Darüber hinaus sagt Daniel: „Er gibt den Weisen Weisheit und Verstand den Verständigen.“ Überall finden wir den Grundsatz bestätigt, dass es einen bestimmten Herzenszustand benötigt, um etwas von Gott zu empfangen. Der Apostel betete entsprechend, dass die Kolosser mit „der Erkenntnis seines Willens in aller Weisheit und geistlicher Einsicht“ erfüllt würden (Kol 1,9). Gleicherweise lernen wir aus diesen Worten Daniels, dass göttliche Weisheit – also Weisheit nach den Gedanken Gottes (und die Furcht des Herrn ist der Weisheit Anfang) – die Bedingung zum Empfangen von Weisheit ist. Dem der hat, wird gegeben werden, und das ist es, was Daniel bekundet, ob in Bezug auf Weisheit oder Einsicht. Er fährt daher fort: „Er offenbart das Tiefe und das Verborgene; er weiß, was in der Finsternis ist, und bei ihm wohnt das Licht.“ Er ist ein Gott der Allwissenheit, und alle Dinge sind bloß und offen vor den Augen dessen, mit dem wir es zu tun haben (siehe Ps 139).

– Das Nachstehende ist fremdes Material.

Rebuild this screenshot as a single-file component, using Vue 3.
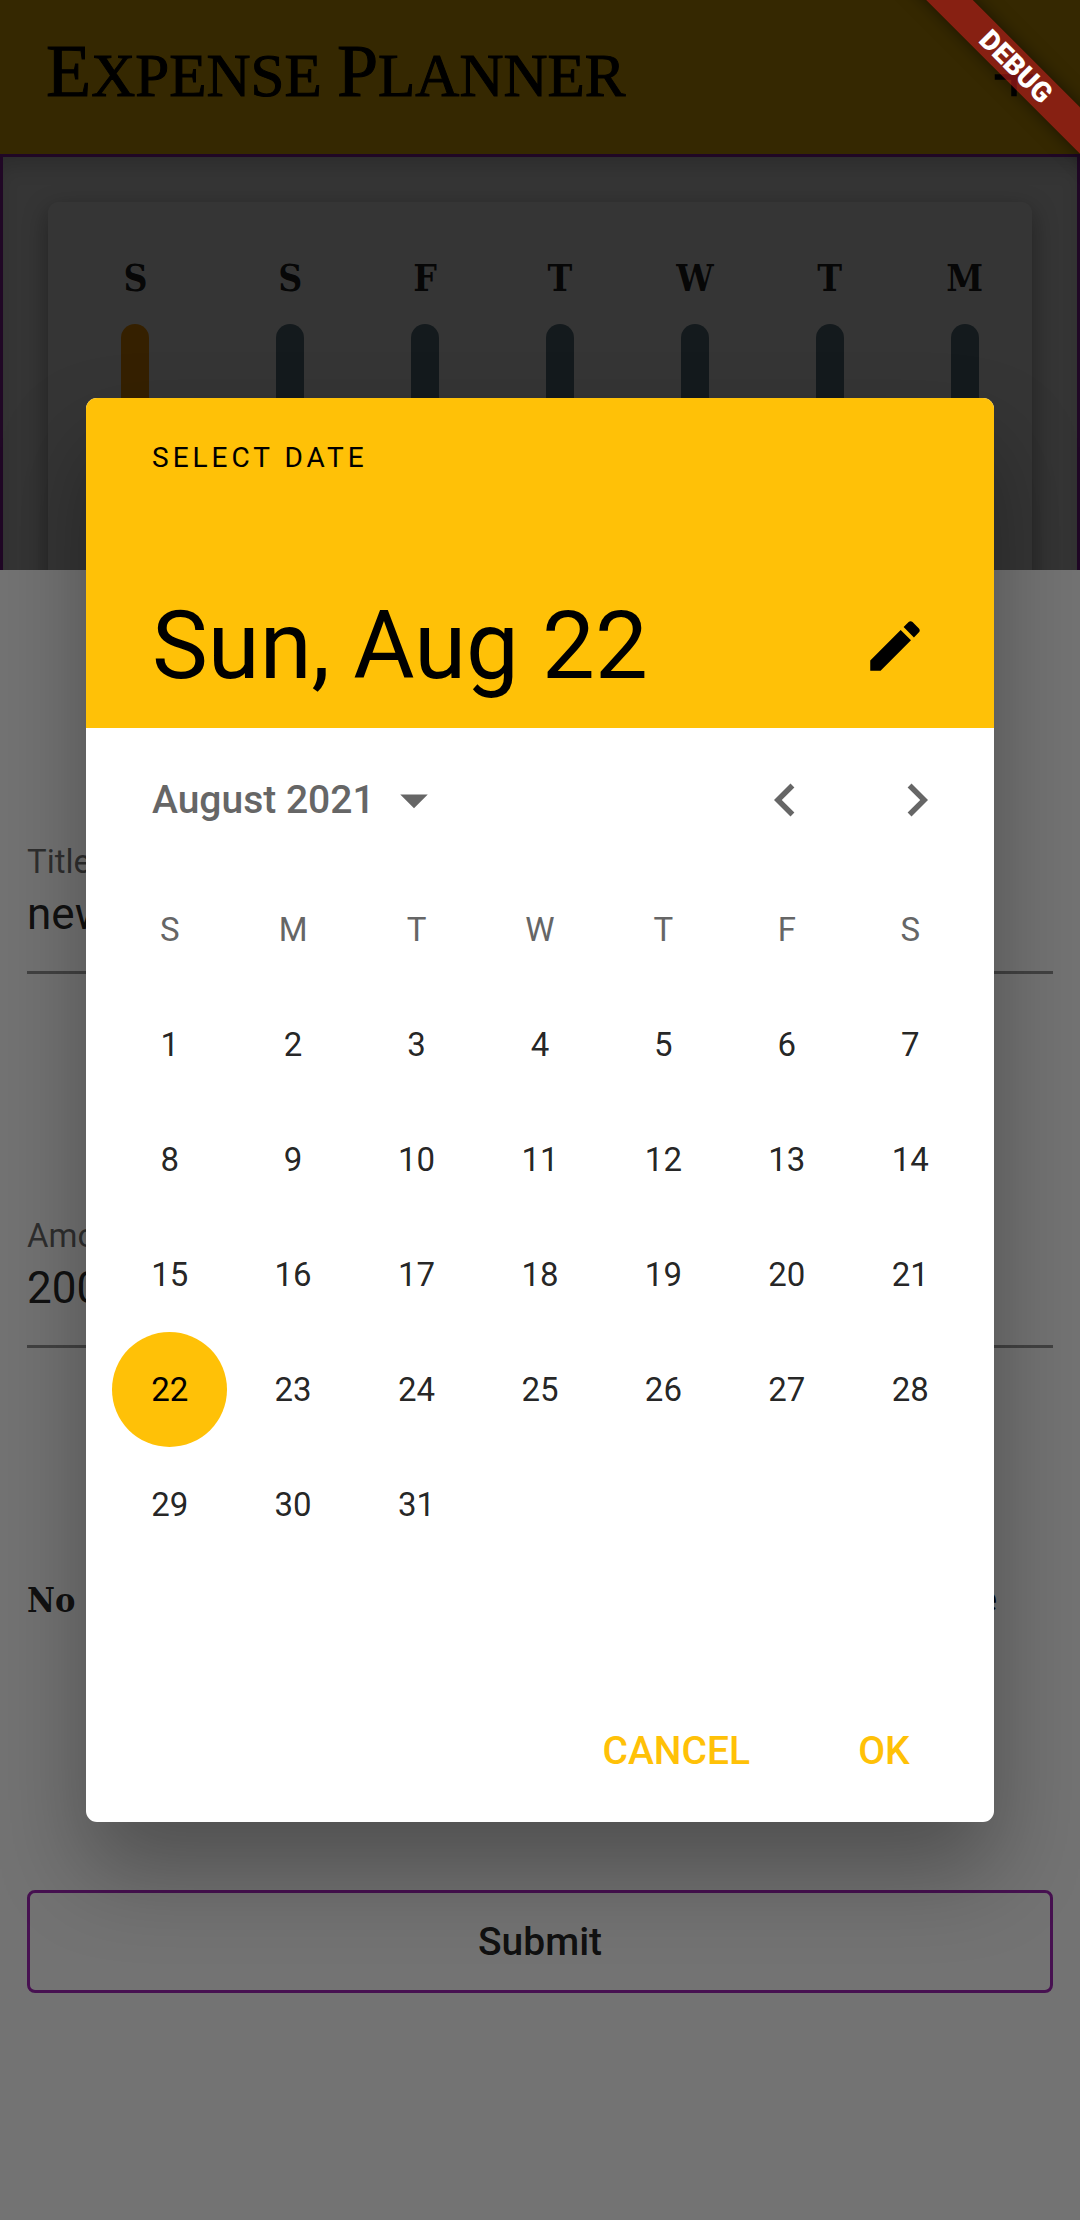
<script setup>
import { ref } from 'vue'

const title = ref('new')
const amount = ref('200')
const selected = ref(22)

const bars = [
  { day: 'S', spent: true },
  { day: 'S', spent: false },
  { day: 'F', spent: false },
  { day: 'T', spent: false },
  { day: 'W', spent: false },
  { day: 'T', spent: false },
  { day: 'M', spent: false },
]

const weekdays = ['S', 'M', 'T', 'W', 'T', 'F', 'S']

// August 2021 starts on a Sunday; the sixth row stays empty.
const weeks = Array.from({ length: 6 }, (_, w) =>
  Array.from({ length: 7 }, (_, d) => {
    const n = w * 7 + d + 1
    return n <= 31 ? n : null
  })
)
</script>

<template>
  <div class="app">
    <div class="home">
      <header class="app-bar">
        <h1><span class="initial">E</span>xpense <span class="initial">P</span>lanner</h1>
        <button class="icon-button" type="button" aria-label="Add">
          <svg class="icon" viewBox="0 0 24 24"><path d="M19 13h-6v6h-2v-6H5v-2h6V5h2v6h6v2z" /></svg>
        </button>
      </header>
      <main class="body">
        <section class="chart">
          <div v-for="(bar, i) in bars" :key="i" class="chart-column">
            <span class="chart-day">{{ bar.day }}</span>
            <div class="chart-bar" :class="{ spent: bar.spent }"></div>
          </div>
        </section>
      </main>
    </div>

    <div class="scrim"></div>

    <form class="sheet" @submit.prevent>
      <div class="field">
        <label for="title">Title</label>
        <input id="title" v-model="title" type="text" />
      </div>
      <div class="field">
        <label for="amount">Amount</label>
        <input id="amount" v-model="amount" type="text" inputmode="decimal" />
      </div>
      <div class="date-row">
        <span class="date-text">No date Chosen</span>
        <button class="choose" type="button">Choose Date</button>
      </div>
      <button class="submit" type="submit">Submit</button>
    </form>

    <div class="scrim"></div>

    <div class="dialog" role="dialog" aria-label="Select date">
      <div class="dialog-header">
        <span class="overline">SELECT DATE</span>
        <div class="headline-row">
          <h2>Sun, Aug 22</h2>
          <button class="icon-button" type="button" aria-label="Switch to input">
            <svg class="icon" viewBox="0 0 24 24">
              <path d="M3 17.25V21h3.75L17.81 9.94l-3.75-3.75L3 17.25zM20.71 7.04c.39-.39.39-1.02 0-1.41l-2.34-2.34c-.39-.39-1.02-.39-1.41 0l-1.83 1.83 3.75 3.75 1.83-1.83z" />
            </svg>
          </button>
        </div>
      </div>

      <div class="month-row">
        <button class="month" type="button">
          August 2021
          <svg class="icon" viewBox="0 0 24 24"><path d="M7 10l5 5 5-5z" /></svg>
        </button>
        <div class="month-nav">
          <button class="icon-button" type="button" aria-label="Previous month">
            <svg class="icon" viewBox="0 0 24 24"><path d="M15.41 7.41L14 6l-6 6 6 6 1.41-1.41L10.83 12z" /></svg>
          </button>
          <button class="icon-button" type="button" aria-label="Next month">
            <svg class="icon" viewBox="0 0 24 24"><path d="M10 6L8.59 7.41 13.17 12l-4.58 4.59L10 18l6-6z" /></svg>
          </button>
        </div>
      </div>

      <div class="calendar-wrap">
        <table class="calendar">
          <thead>
            <tr>
              <th v-for="(d, i) in weekdays" :key="i" scope="col">{{ d }}</th>
            </tr>
          </thead>
          <tbody>
            <tr v-for="(week, w) in weeks" :key="w">
              <td v-for="(day, d) in week" :key="d">
                <button
                  v-if="day"
                  class="day"
                  :class="{ selected: day === selected }"
                  type="button"
                  @click="selected = day"
                >{{ day }}</button>
              </td>
            </tr>
          </tbody>
        </table>
      </div>

      <div class="actions">
        <button type="button">CANCEL</button>
        <button type="button">OK</button>
      </div>
    </div>

    <div class="debug" aria-hidden="true"><div class="debug-band">DEBUG</div></div>
  </div>
</template>

<style>
body {
  margin: 0;
}
</style>

<style scoped>
.app {
  display: grid;
  grid-template: minmax(100vh, auto) / minmax(0, 1fr);
  overflow: hidden;
  font-family: Roboto, sans-serif;
  background: #fafafa;
}

/* Every layer shares the single grid cell and is stacked in source order. */
.app > * {
  grid-area: 1 / 1;
  min-width: 0;
}

button {
  display: flex;
  align-items: center;
  justify-content: center;
  margin: 0;
  padding: 0;
  border: 0;
  background: none;
  color: inherit;
  font: inherit;
  cursor: pointer;
}

.icon {
  display: block;
  width: 66px;
  height: 66px;
  fill: currentColor;
}

.scrim {
  z-index: 0;
  background: rgba(0, 0, 0, 0.54);
}

/* Home screen */
.home {
  display: flex;
  flex-direction: column;
}

.app-bar {
  display: flex;
  align-items: center;
  justify-content: space-between;
  height: 154px;
  padding: 0 33px 0 46px;
  box-sizing: border-box;
  background: #ffc107;
  color: #000;
}

.app-bar h1 {
  margin: 0;
  padding-bottom: 8px;
  font-family: "Liberation Serif", serif;
  font-size: 61px;
  font-weight: 400;
  line-height: 88px;
  text-transform: uppercase;
  -webkit-text-stroke: 1px #000;
}

.app-bar .initial {
  font-size: 74px;
}

.body {
  flex: 1;
  padding: 45px;
  border: 3px solid #9c27b0;
  box-shadow: inset 0 14px 22px -8px rgba(0, 0, 0, 0.2);
}

.chart {
  display: grid;
  grid-template-columns: 35fr repeat(6, 27fr);
  padding: 50px 0 55px;
  border-radius: 11px;
  background: #fefefe;
  box-shadow: 0 8px 24px rgba(0, 0, 0, 0.35);
}

.chart-column {
  display: flex;
  flex-direction: column;
  align-items: center;
  gap: 20px;
}

.chart-day {
  color: rgba(0, 0, 0, 0.87);
  font-family: "DejaVu Serif Condensed", "DejaVu Serif", serif;
  font-size: 37px;
  font-weight: 700;
  line-height: 52px;
}

.chart-bar {
  width: 28px;
  height: 300px;
  border-radius: 14px;
  background: #607d8b;
}

.chart-bar.spent {
  background: #ff9800;
}

/* New transaction sheet */
.sheet {
  z-index: 0;
  align-self: end;
  display: flex;
  flex-direction: column;
  padding: 272px 27px 227px;
  background: #fafafa;
  color: rgba(0, 0, 0, 0.87);
}

.field {
  display: flex;
  flex-direction: column;
  margin-bottom: 242px;
}

.field label {
  color: rgba(0, 0, 0, 0.6);
  font-size: 33px;
  line-height: 40px;
}

.field input {
  min-width: 0;
  height: 92px;
  box-sizing: border-box;
  padding: 0 0 26px;
  border: 0;
  border-bottom: 3px solid rgba(0, 0, 0, 0.42);
  border-radius: 0;
  outline: 0;
  background: none;
  color: inherit;
  font: 44px Roboto, sans-serif;
}

.date-row {
  display: flex;
  align-items: center;
  justify-content: space-between;
  height: 60px;
  margin: -20px 0 260px;
  padding-right: 56px;
}

.date-text {
  font-family: "DejaVu Serif Condensed", "DejaVu Serif", serif;
  font-size: 34px;
  font-weight: 700;
}

.choose {
  color: #000;
  font-size: 36px;
}

.submit {
  height: 103px;
  border: 3px solid #9c27b0;
  border-radius: 8px;
  font-size: 39px;
  font-weight: 500;
}

/* Date picker */
.dialog {
  z-index: 0;
  place-self: center;
  width: calc(100% - 172px);
  max-width: 908px;
  overflow: hidden;
  border-radius: 11px;
  background: #fff;
  box-shadow: 0 48px 90px rgba(0, 0, 0, 0.31);
}

.dialog-header {
  display: flex;
  flex-direction: column;
  justify-content: space-between;
  height: 330px;
  box-sizing: border-box;
  padding: 42px 66px 27px;
  background: #ffc107;
  color: #000;
}

.overline {
  font-size: 28px;
  letter-spacing: 4px;
  line-height: 36px;
}

.headline-row {
  display: flex;
  align-items: center;
  justify-content: space-between;
}

.headline-row h2 {
  margin: 0;
  font-size: 94px;
  font-weight: 400;
  line-height: 110px;
}

.month-row {
  display: flex;
  align-items: center;
  justify-content: space-between;
  height: 143px;
  padding: 0 11px 0 66px;
  color: #666;
}

.month {
  gap: 6px;
  font-size: 39px;
  font-weight: 500;
}

.month-nav {
  display: flex;
}

.month-nav .icon-button {
  width: 132px;
  height: 132px;
}

.calendar-wrap {
  padding: 0 22px 2px;
}

.calendar {
  width: 100%;
  table-layout: fixed;
  border-collapse: collapse;
  color: rgba(0, 0, 0, 0.87);
  font-size: 33px;
}

.calendar th,
.calendar td {
  height: 115px;
  padding: 0;
  text-align: center;
  vertical-align: middle;
}

.calendar th {
  height: 116px;
  color: #666;
  font-weight: 400;
}

.day {
  width: 115px;
  height: 115px;
  margin: 0 auto;
  border-radius: 50%;
}

.day.selected {
  background: #ffc107;
  color: #000;
}

.actions {
  display: flex;
  align-items: center;
  justify-content: flex-end;
  gap: 24px;
  height: 143px;
  padding: 0 22px;
  color: #ffc107;
}

.actions button {
  min-width: 176px;
  height: 99px;
  padding: 0 22px;
  font-size: 39px;
  font-weight: 500;
}

/* Corner ribbon */
.debug {
  z-index: 0;
  position: relative;
  place-self: start end;
  width: 220px;
  height: 220px;
  overflow: hidden;
  pointer-events: none;
}

.debug-band {
  position: absolute;
  top: 50px;
  right: -76px;
  width: 280px;
  background: rgba(183, 28, 28, 0.63);
  box-shadow: 0 0 17px rgba(0, 0, 0, 0.5);
  color: #fff;
  font-size: 28px;
  font-weight: 900;
  line-height: 33px;
  text-align: center;
  transform: rotate(45deg);
}
</style>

Nach dieser Erhebung dessen, wer Gott in seiner Weisheit, Macht und Souveränität ist, bringt Daniel Dank für die besondere Barmherzigkeit, die er empfangen hatte. Und indem er dies tut, wechselt er von der Anrede „Gott des Himmels“ zu der persönlicheren Anrede „Gott meiner Väter“ ; denn der Gott, den seine Väter gekannt hatten und der sie aus ihrer Drangsal gerettet hatte, ist der, der sich hier wirksam für ihn erwies, und er dankt und preist Ihn entsprechend als den, der ihm nun „Weisheit und Kraft“ gegeben hatte.
Schließlich ist es schön zu bemerken, wie er seine Freunde mit sich selbst verbindet. Er sagt: Du hast „mir jetzt kundgetan, was wir von dir erbeten haben; denn du hast uns die Sache des Königs kundgetan.“ Sie hatten gemeinsam die Hilfe ihres Gottes gesucht; und Daniel erkennt in völliger Identifikation mit seinen Brüdern an, dass die Antwort, die sie erhalten hatten, Gottes Reaktion auf ihr Rufen gewesen war.